Accordingly, Bhuvaneshwari Devi wrote to an old aunt of the Datta family in Varanasi, asking her to make the necessary offerings and 
prayers to Vireshwar Shiva that a son might be born to her. It was arranged that on Mondays the aunt would offer worship to 
Vireshwar Shiva, while Bhuvaneshwari would practise special austerities on those same days. It is said that by observing a vow of 
this sort for one year, one is blessed with a son. Thus Bhuvaneshwari was content to wait in perfect assurance that her prayers 
would be answered. She spent her days in practising Japa and meditation. She observed fasts and intensified her many other austerities, 
her whole soul given over to constant recollectedness, her heart fixed in love on the Lord Shiva. 
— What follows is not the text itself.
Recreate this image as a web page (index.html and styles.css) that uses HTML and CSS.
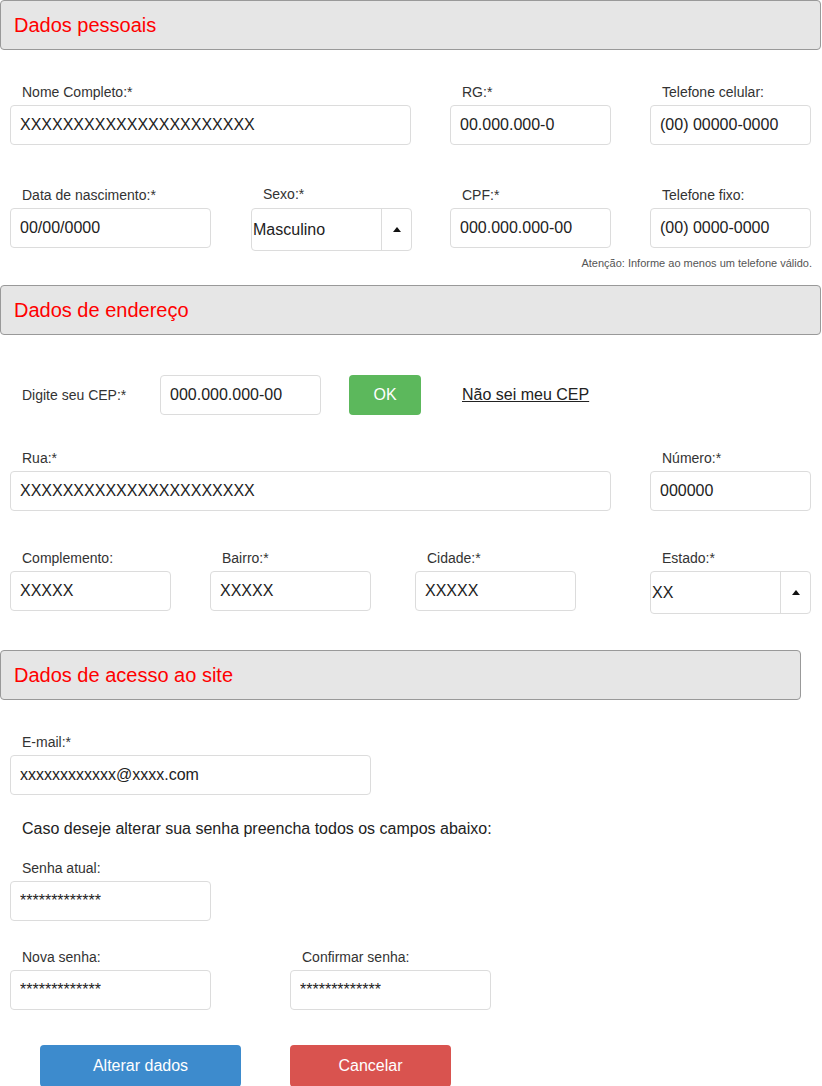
FILE: index.html
```html
<!DOCTYPE html>
<html lang="pt-BR">
<head>
<meta charset="utf-8">
<title>Meus dados</title>
<link rel="stylesheet" href="styles.css">
</head>
<body>
<div class="page">
  <div class="panel-head"><h2>Dados pessoais</h2></div>

  <div class="row row-1">
    <div class="field"><label>Nome Completo:*</label><input class="inp w400" type="text" value="XXXXXXXXXXXXXXXXXXXXXX"></div>
    <div class="field"><label>RG:*</label><input class="inp w160" type="text" value="00.000.000-0"></div>
    <div class="field"><label>Telefone celular:</label><input class="inp w160" type="text" value="(00) 00000-0000"></div>
  </div>

  <div class="row row-2">
    <div class="field"><label>Data de nascimento:*</label><input class="inp w200" type="text" value="00/00/0000"></div>
    <div class="field shift1"><label>Sexo:*</label>
      <div class="select w160"><span class="sel-text">Masculino</span><span class="sel-arrow"><i class="tri"></i></span></div>
    </div>
    <div class="field"><label>CPF:*</label><input class="inp w160" type="text" value="000.000.000-00"></div>
    <div class="field"><label>Telefone fixo:</label><input class="inp w160" type="text" value="(00) 0000-0000"></div>
  </div>
  <p class="note">Atenção: Informe ao menos um telefone válido.</p>

  <div class="panel-head"><h2>Dados de endereço</h2></div>

  <div class="cep-row">
    <span class="cep-label">Digite seu CEP:*</span>
    <input class="inp w160" type="text" value="000.000.000-00">
    <button class="btn btn-ok">OK</button>
    <a class="cep-link" href="#">Não sei meu CEP</a>
  </div>

  <div class="row row-rua">
    <div class="field"><label>Rua:*</label><input class="inp w600" type="text" value="XXXXXXXXXXXXXXXXXXXXXX"></div>
    <div class="field"><label>Número:*</label><input class="inp w160" type="text" value="000000"></div>
  </div>

  <div class="row row-addr">
    <div class="field"><label>Complemento:</label><input class="inp w160" type="text" value="XXXXX"></div>
    <div class="field"><label>Bairro:*</label><input class="inp w160" type="text" value="XXXXX"></div>
    <div class="field"><label>Cidade:*</label><input class="inp w160" type="text" value="XXXXX"></div>
    <div class="field"><label>Estado:*</label>
      <div class="select w160"><span class="sel-text">XX</span><span class="sel-arrow"><i class="tri"></i></span></div>
    </div>
  </div>

  <div class="panel-head narrow"><h2>Dados de acesso ao site</h2></div>

  <div class="row row-email">
    <div class="field"><label>E-mail:*</label><input class="inp w360" type="text" value="xxxxxxxxxxxx@xxxx.com"></div>
  </div>

  <p class="hint">Caso deseje alterar sua senha preencha todos os campos abaixo:</p>

  <div class="row row-senha">
    <div class="field"><label>Senha atual:</label><input class="inp w200 pass" type="text" value="*************"></div>
  </div>

  <div class="row row-nova">
    <div class="field"><label>Nova senha:</label><input class="inp w200 pass" type="text" value="*************"></div>
    <div class="field"><label>Confirmar senha:</label><input class="inp w200 pass" type="text" value="*************"></div>
  </div>

  <div class="actions">
    <button class="btn btn-primary">Alterar dados</button>
    <button class="btn btn-danger">Cancelar</button>
  </div>
</div>
</body>
</html>
```

FILE: styles.css
```css
* { box-sizing: border-box; }

html, body {
  margin: 0;
  padding: 0;
  background: #fff;
}

body {
  font-family: "Liberation Sans", Arial, sans-serif;
  color: #333;
}

.page {
  width: 822px;
  padding-bottom: 40px;
}

.panel-head {
  width: 821px;
  height: 50px;
  background: #e6e6e6;
  border: 1px solid #999;
  border-radius: 4px;
  display: flex;
  align-items: center;
  padding-left: 13px;
}

.panel-head.narrow { width: 801px; margin-top: 36px; }

.panel-head h2 {
  margin: 0;
  font-weight: normal;
  font-size: 20px;
  color: #ff0000;
  line-height: 24px;
}

.row {
  display: grid;
  padding-left: 10px;
  align-items: start;
}

.row-1 { margin-top: 34px; grid-template-columns: 440px 200px 161px; }
.row-2 { margin-top: 42px; grid-template-columns: 240px 200px 200px 161px; }
.row-rua { margin-top: 35px; grid-template-columns: 640px 161px; }
.row-addr { margin-top: 39px; grid-template-columns: 200px 205px 235px 161px; }
.row-email { margin-top: 34px; grid-template-columns: 361px; }
.row-senha { margin-top: 22px; grid-template-columns: 201px; }
.row-nova { margin-top: 28px; grid-template-columns: 280px 201px; }

.field {
  display: flex;
  flex-direction: column;
}

.field.shift1 { padding-left: 1px; margin-top: -1px; }
.field.shift1 label { margin-bottom: 5px; }

.field label {
  font-size: 14px;
  line-height: 17px;
  color: #333;
  padding-left: 12px;
  margin-bottom: 4px;
}

.inp {
  height: 40px;
  border: 1px solid #dcdcdc;
  border-radius: 4px;
  padding: 0 9px;
  font-family: "Liberation Sans", Arial, sans-serif;
  font-size: 16px;
  color: #222;
  background: #fff;
  outline: none;
}

.w160 { width: 161px; }
.w200 { width: 201px; }
.w360 { width: 361px; }
.w400 { width: 401px; }
.w600 { width: 601px; }

.select {
  height: 43px;
  border: 1px solid #dcdcdc;
  border-radius: 4px;
  display: flex;
  align-items: stretch;
  background: #fff;
}

.sel-text {
  flex: 1;
  display: flex;
  align-items: center;
  padding-left: 1px;
  font-size: 16px;
  color: #222;
}

.sel-arrow {
  width: 30px;
  border-left: 1px solid #dcdcdc;
  display: flex;
  align-items: center;
  justify-content: center;
}

.tri {
  display: block;
  width: 0;
  height: 0;
  border-left: 4px solid transparent;
  border-right: 4px solid transparent;
  border-bottom: 5px solid #111;
  margin-left: 1px;
}

.note {
  margin: 6px 10px 15px 0;
  text-align: right;
  font-size: 11px;
  line-height: 13px;
  color: #555;
}

.cep-row {
  display: flex;
  align-items: center;
  margin-top: 40px;
  padding-left: 22px;
}

.cep-label {
  font-size: 14px;
  color: #333;
  width: 138px;
}

.btn {
  border: none;
  border-radius: 4px;
  color: #fff;
  font-family: "Liberation Sans", Arial, sans-serif;
  font-size: 16px;
  cursor: pointer;
}

.btn-ok {
  width: 72px;
  height: 40px;
  background: #5cb85c;
  margin-left: 28px;
}

.cep-link {
  margin-left: 41px;
  font-size: 16px;
  color: #222;
  text-decoration: underline;
}

.hint {
  margin: 24px 0 0 22px;
  font-size: 16px;
  line-height: 19px;
  color: #222;
}

.actions {
  display: flex;
  margin-top: 35px;
  padding-left: 40px;
  gap: 49px;
}

.btn-primary {
  width: 201px;
  height: 42px;
  background: #3d8bcd;
}

.btn-danger {
  width: 161px;
  height: 42px;
  background: #d9534f;
}
```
Often did her mind go to Varanasi, uniting in thought with the venerable aunt as the latter poured the sacred Ganga water on 
the symbol of Shiva, or worshipped Him with flowers and Mantras. One night Bhuvaneshwari had a vivid dream. 
She had spent the day in the shrine and, as evening deepened into night, she fell asleep. 
The household was hushed in silence and rest. Then in the highest heavens the hour struck--the time had come for the pious 
woman to receive the special grace of the Lord. In her dream she saw the Lord Shiva rouse Himself from His meditation and take 
the form of a male child who was to be her son. She awoke. Could this ocean of light in which she found herself bathed be but a dream? 
Shiva! Shiva! 

Thou fulfillest in various ways the prayers of Thy devotees! From the inmost soul of Bhuvaneshwari a joyous prayer welled up, 
for she was confident that her long months of supplication were over and that the vision was an announcement that her prayers were to 
be answered. Her faith was justified; for in due course a son was born to her.
The light of the world dawned for the first time upon the future Swami Vivekananda on Monday, January 12, 1863. 
It was the holy morning hour--33 minutes and 33 seconds after six, a few minutes before sunrise.